### [STORED DATA]
## Start
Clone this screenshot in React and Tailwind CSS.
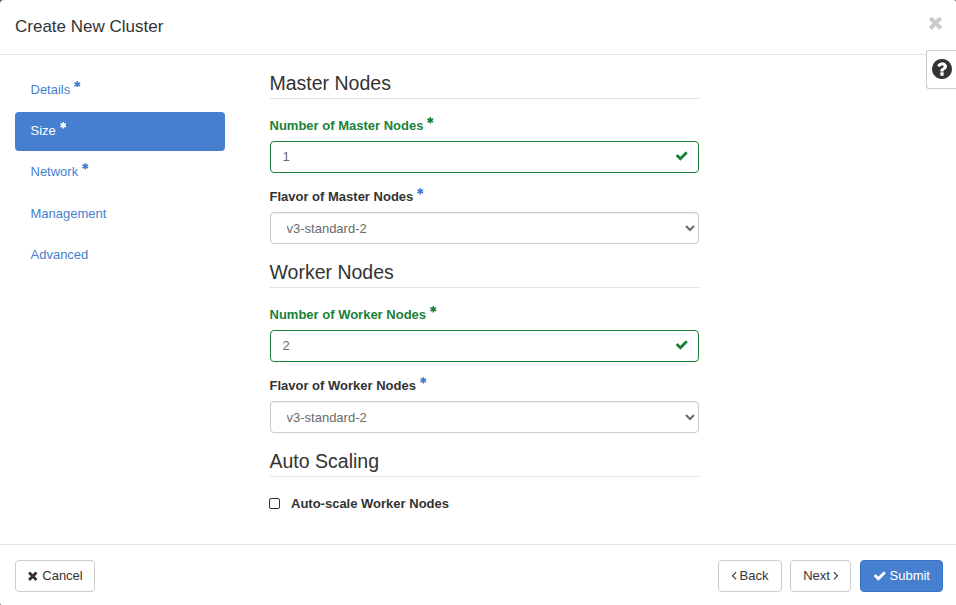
import React from "react";

const PATHS = {
  check:
    "M1671 566q0 40-28 68l-724 724-136 136q-28 28-68 28t-68-28l-136-136-362-362q-28-28-28-68t28-68l136-136q28-28 68-28t68 28l294 295 656-657q28-28 68-28t68 28l136 136q28 28 28 68z",
  times:
    "M1490 1322q0 40-28 68l-136 136q-28 28-68 28t-68-28l-294-294-294 294q-28 28-68 28t-68-28l-136-136q-28-28-28-68t28-68l294-294-294-294q-28-28-28-68t28-68l136-136q28-28 68-28t68 28l294 294 294-294q28-28 68-28t68 28l136 136q28 28 28 68t-28 68l-294 294 294 294q28 28 28 68z",
  asterisk:
    "M1546 1050q46 26 59.5 77.5t-12.5 97.5l-64 110q-26 46-77.5 59.5t-97.5-12.5l-266-153v307q0 52-38 90t-90 38h-128q-52 0-90-38t-38-90v-307l-266 153q-46 26-97.5 12.5t-77.5-59.5l-64-110q-26-46-12.5-97.5t59.5-77.5l266-154-266-154q-46-26-59.5-77.5t12.5-97.5l64-110q26-46 77.5-59.5t97.5 12.5l266 153v-307q0-52 38-90t90-38h128q52 0 90 38t38 90v307l266-153q46-26 97.5-12.5t77.5 59.5l64 110q26 46 12.5 97.5t-59.5 77.5l-266 154z",
  left: "M1203 544q0 13-10 23l-393 393 393 393q10 10 10 23t-10 23l-50 50q-10 10-23 10t-23-10l-466-466q-10-10-10-23t10-23l466-466q10-10 23-10t23 10l50 50q10 10 10 23z",
  right:
    "M1171 960q0 13-10 23l-466 466q-10 10-23 10t-23-10l-50-50q-10-10-10-23t10-23l393-393-393-393q-10-10-10-23t10-23l50-50q10-10 23-10t23 10l466 466q10 10 10 23z",
  question:
    "M1024 1376v-192q0-14-9-23t-23-9h-192q-14 0-23 9t-9 23v192q0 14 9 23t23 9h192q14 0 23-9t9-23zm256-672q0-88-55.5-163t-138.5-116-170-41q-243 0-371 213-15 24 8 42l132 100q7 6 19 6 16 0 25-12 53-68 86-92 34-24 86-24 48 0 85.5 26t37.5 59q0 38-20 61t-68 45q-63 28-115.5 86.5t-52.5 125.5v36q0 14 9 23t23 9h192q14 0 23-9t9-23q0-19 21.5-49.5t54.5-49.5q32-18 49-28.5t46-35 44.5-48 28-60.5 12.5-81zm384 192q0 209-103 385.5t-279.5 279.5-385.5 103-385.5-103-279.5-279.5-103-385.5 103-385.5 279.5-279.5 385.5-103 385.5 103 279.5 279.5 103 385.5z",
};

function Icon({ name, className, viewBox = "0 0 1792 1792" }) {
  return (
    <svg viewBox={viewBox} className={className} fill="currentColor" aria-hidden="true">
      <path d={PATHS[name]} />
    </svg>
  );
}

function Required({ className = "" }) {
  return <Icon name="asterisk" viewBox="128 128 1536 1536" className={"mb-[11px] ml-1 size-[6.6px] shrink-0 " + className} />;
}

const STEPS = [
  { label: "Details", required: true },
  { label: "Size", required: true, active: true },
  { label: "Network", required: true },
  { label: "Management" },
  { label: "Advanced" },
];

function Steps() {
  return (
    <nav className="flex w-[210px] flex-col gap-[2px] pt-[15.7px]">
      {STEPS.map((s) => (
        <a
          key={s.label}
          className={
            "flex h-[39.3px] shrink-0 items-center rounded-[4px] pl-[15.5px] pb-[1.6px] " +
            (s.active ? "bg-[#467fcf] text-white" : "text-[#467fcf]")
          }
        >
          {s.label}
          {s.required && <Required />}
        </a>
      ))}
    </nav>
  );
}

function Section({ title, children }) {
  return (
    <section>
      <h4 className="flex h-[27px] items-center border-b border-[#e2e2e2] pb-[3px] text-[19.5px] text-[#333]">{title}</h4>
      {children}
    </section>
  );
}

function Label({ children, valid }) {
  return (
    <label className={"flex h-5 items-center font-bold " + (valid ? "text-[#1b8138]" : "text-[#333]")}>
      {children}
      <Required className={valid ? "" : "text-[#467fcf]"} />
    </label>
  );
}

function NodeFields({ kind, count }) {
  return (
    <>
      <div className="pt-[17px]">
        <Label valid>Number of {kind} Nodes</Label>
        <div className="mt-[5px] flex h-8 items-center justify-between rounded-[4px] border border-[#1b8138] pr-[9.5px] pl-3 text-[#6a6a6a]">
          <span>{count}</span>
          <Icon name="check" className="mb-[3px] size-[13.5px] text-[#1b8138]" />
        </div>
      </div>
      <div className="pt-[14px]">
        <Label>Flavor of {kind} Nodes</Label>
        <select className="mt-[5px] block h-8 w-full rounded-[4px] border border-[#ccc] bg-white px-3 text-[13px] text-[#6a6a6a] shadow-[inset_0_1px_1px_rgba(0,0,0,0.075)]">
          <option>v3-standard-2</option>
        </select>
      </div>
    </>
  );
}

function Button({ className = "", children }) {
  return (
    <button className={"flex h-8 items-center justify-center gap-[3px] rounded-[4px] border text-[13px] " + className}>
      {children}
    </button>
  );
}

export default function App() {
  return (
    <div className="h-[605px] w-[956px] overflow-hidden bg-[#555] font-['Liberation_Sans',Arial,sans-serif] text-[13px] text-[#333]">
      <div className="relative flex h-full flex-col rounded-tl-[4px] rounded-tr-[2px] rounded-bl-[2px] bg-white">
        <header className="flex h-[55px] shrink-0 items-center justify-between border-b border-[#e2e2e2] pr-[11.5px] pl-[15px]">
          <h3 className="text-[17px]">Create New Cluster</h3>
          <button className="mb-[10px] text-[#ccc]">
            <Icon name="times" className="size-[19px]" />
          </button>
        </header>
        <main className="flex h-[489px] shrink-0 pl-[15px]">
          <Steps />
          <div className="ml-[44.5px] flex w-[429.5px] flex-col gap-[17px] pt-[17px]">
            <Section title="Master Nodes">
              <NodeFields kind="Master" count="1" />
            </Section>
            <Section title="Worker Nodes">
              <NodeFields kind="Worker" count="2" />
            </Section>
            <Section title="Auto Scaling">
              <label className="flex items-center gap-[11px] pt-[17px] font-bold">
                <span className="-ml-[0.5px] size-[11px] rounded-[2px] border border-[#333] bg-white" />
                Auto-scale Worker Nodes
              </label>
            </Section>
          </div>
        </main>
        <footer className="flex h-[61px] shrink-0 items-center border-t border-[#e2e2e2] pt-[2px] pr-[13px] pl-[15px]">
          <Button className="mr-auto w-20 border-[#ccc] bg-white">
            <Icon name="times" className="mb-[1px] size-[13.5px] -ml-[1px] -mr-[0.5px]" />
            Cancel
          </Button>
          <Button className="w-16 border-[#ccc] bg-white">
            <Icon name="left" viewBox="512 0 768 1792" className="mb-[1px] h-[14.5px] w-[6px] -ml-[1px]" />
            Back
          </Button>
          <Button className="ml-2 w-[61px] border-[#ccc] bg-white">
            Next
            <Icon name="right" viewBox="512 0 768 1792" className="mb-[1px] h-[14.5px] w-[6px] -mr-[1px]" />
          </Button>
          <Button className="ml-[9px] w-[83px] border-[#3a74c8] bg-[#467fcf] text-white">
            <Icon name="check" className="mb-[1px] size-[13.5px]" />
            Submit
          </Button>
        </footer>
        <button className="absolute top-[50px] right-0 flex h-[39px] w-[30px] items-center justify-center rounded-l-[3px] border border-r-0 border-[#ccc] bg-white">
          <Icon name="question" viewBox="128 128 1536 1536" className="mb-[1.5px] ml-[1px] size-5" />
        </button>
      </div>
    </div>
  );
}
## End
### [WHAT IS ASKED]
Count the lines of the material that include the word "React", then state only the total.

### [SOLUTION TO THIS EXERCISE]
2